[Lines of data]
◆ ◆ ◆ ◆ ◆
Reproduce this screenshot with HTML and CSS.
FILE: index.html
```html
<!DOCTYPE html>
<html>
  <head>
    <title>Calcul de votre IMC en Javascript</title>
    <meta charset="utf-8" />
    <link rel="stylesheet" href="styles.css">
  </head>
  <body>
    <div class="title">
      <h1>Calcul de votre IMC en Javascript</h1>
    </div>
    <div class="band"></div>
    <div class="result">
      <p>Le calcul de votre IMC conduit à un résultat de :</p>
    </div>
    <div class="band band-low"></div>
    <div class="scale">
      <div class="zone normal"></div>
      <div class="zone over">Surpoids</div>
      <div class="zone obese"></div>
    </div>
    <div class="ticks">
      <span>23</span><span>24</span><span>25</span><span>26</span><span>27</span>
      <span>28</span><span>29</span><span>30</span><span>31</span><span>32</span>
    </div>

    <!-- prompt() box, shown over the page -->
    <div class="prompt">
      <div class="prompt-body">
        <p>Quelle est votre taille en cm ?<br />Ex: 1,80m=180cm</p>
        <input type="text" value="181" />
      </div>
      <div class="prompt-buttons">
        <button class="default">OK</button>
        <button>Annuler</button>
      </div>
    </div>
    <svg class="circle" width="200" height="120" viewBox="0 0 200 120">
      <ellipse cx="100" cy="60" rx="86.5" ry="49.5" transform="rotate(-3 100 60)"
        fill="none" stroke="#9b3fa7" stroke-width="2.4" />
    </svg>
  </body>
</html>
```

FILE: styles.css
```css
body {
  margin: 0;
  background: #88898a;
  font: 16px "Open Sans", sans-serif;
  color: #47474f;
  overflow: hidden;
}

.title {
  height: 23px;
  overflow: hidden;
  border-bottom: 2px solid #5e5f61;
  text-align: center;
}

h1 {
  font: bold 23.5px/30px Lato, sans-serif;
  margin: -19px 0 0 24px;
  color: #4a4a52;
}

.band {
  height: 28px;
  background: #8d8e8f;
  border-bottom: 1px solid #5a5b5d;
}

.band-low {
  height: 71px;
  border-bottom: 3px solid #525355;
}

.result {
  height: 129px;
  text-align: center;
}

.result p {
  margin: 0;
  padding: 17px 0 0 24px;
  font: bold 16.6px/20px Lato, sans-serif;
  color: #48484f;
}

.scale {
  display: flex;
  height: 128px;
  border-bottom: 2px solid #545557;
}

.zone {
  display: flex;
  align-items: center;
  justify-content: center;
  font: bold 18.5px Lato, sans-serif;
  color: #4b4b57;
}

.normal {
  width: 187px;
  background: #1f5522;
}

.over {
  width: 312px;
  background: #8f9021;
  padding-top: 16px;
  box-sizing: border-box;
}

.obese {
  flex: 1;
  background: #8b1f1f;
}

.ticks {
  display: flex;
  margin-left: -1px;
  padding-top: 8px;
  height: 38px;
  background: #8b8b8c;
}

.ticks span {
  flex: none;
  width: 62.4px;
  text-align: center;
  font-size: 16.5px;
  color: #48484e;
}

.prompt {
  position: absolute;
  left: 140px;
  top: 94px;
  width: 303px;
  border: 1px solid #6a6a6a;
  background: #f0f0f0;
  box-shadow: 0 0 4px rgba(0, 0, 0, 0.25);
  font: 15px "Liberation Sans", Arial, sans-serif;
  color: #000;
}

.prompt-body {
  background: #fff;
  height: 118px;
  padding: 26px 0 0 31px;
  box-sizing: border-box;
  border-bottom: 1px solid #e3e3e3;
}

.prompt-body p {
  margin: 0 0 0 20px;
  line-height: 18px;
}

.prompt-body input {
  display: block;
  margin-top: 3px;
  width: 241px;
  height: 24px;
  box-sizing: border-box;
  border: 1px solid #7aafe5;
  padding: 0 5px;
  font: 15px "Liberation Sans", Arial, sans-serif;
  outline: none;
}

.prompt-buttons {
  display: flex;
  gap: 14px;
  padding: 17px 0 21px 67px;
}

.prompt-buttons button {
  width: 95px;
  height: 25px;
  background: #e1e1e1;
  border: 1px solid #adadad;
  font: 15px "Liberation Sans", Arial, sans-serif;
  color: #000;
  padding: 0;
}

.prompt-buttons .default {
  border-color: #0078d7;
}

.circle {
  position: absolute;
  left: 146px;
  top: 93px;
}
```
◆ ◆ ◆ ◆ ◆
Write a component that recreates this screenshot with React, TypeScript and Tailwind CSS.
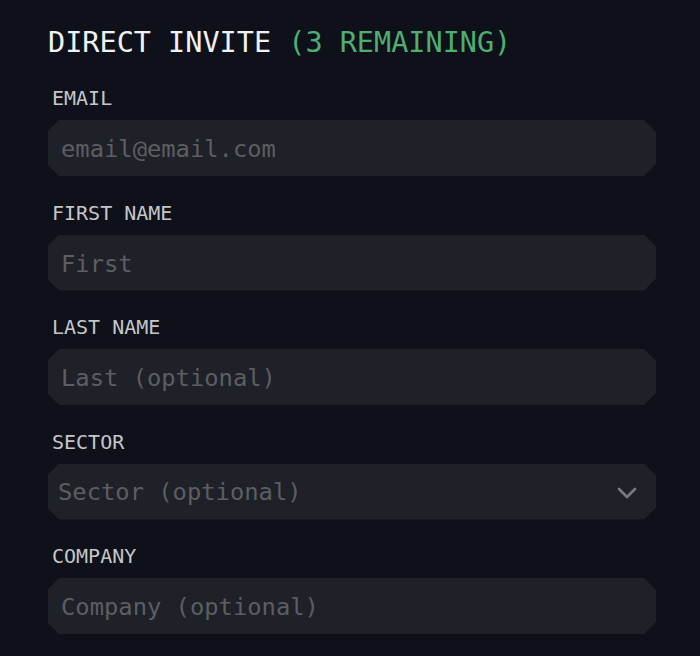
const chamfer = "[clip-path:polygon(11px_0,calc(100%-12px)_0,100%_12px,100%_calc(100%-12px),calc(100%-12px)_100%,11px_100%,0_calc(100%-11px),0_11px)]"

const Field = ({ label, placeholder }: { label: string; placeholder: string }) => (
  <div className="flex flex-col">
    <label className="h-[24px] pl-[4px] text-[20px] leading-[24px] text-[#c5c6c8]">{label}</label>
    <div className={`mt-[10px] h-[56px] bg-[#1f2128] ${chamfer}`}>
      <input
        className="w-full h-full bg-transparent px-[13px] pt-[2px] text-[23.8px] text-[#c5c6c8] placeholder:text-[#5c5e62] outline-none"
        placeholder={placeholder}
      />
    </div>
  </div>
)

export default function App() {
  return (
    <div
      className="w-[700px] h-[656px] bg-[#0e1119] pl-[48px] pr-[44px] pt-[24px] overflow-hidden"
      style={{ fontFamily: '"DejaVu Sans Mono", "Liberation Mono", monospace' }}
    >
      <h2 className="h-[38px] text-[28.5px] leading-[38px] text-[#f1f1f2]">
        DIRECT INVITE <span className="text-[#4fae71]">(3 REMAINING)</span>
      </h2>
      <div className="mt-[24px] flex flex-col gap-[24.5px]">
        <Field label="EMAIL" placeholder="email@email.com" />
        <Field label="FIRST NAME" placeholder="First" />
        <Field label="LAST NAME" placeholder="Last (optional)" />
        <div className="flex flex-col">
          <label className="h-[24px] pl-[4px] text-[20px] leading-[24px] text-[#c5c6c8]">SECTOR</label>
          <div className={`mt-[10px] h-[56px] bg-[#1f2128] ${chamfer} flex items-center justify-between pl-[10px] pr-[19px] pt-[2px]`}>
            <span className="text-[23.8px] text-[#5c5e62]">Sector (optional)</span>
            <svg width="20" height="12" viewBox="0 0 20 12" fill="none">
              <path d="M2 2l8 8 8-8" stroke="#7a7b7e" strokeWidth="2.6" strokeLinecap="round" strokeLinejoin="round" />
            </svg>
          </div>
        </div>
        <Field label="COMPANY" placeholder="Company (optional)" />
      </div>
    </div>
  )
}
◆ ◆ ◆ ◆ ◆
[STATED TASK]
Among the lines above, count those containing the word "this" and give nothing but the result.

[WRITTEN REPLY]
2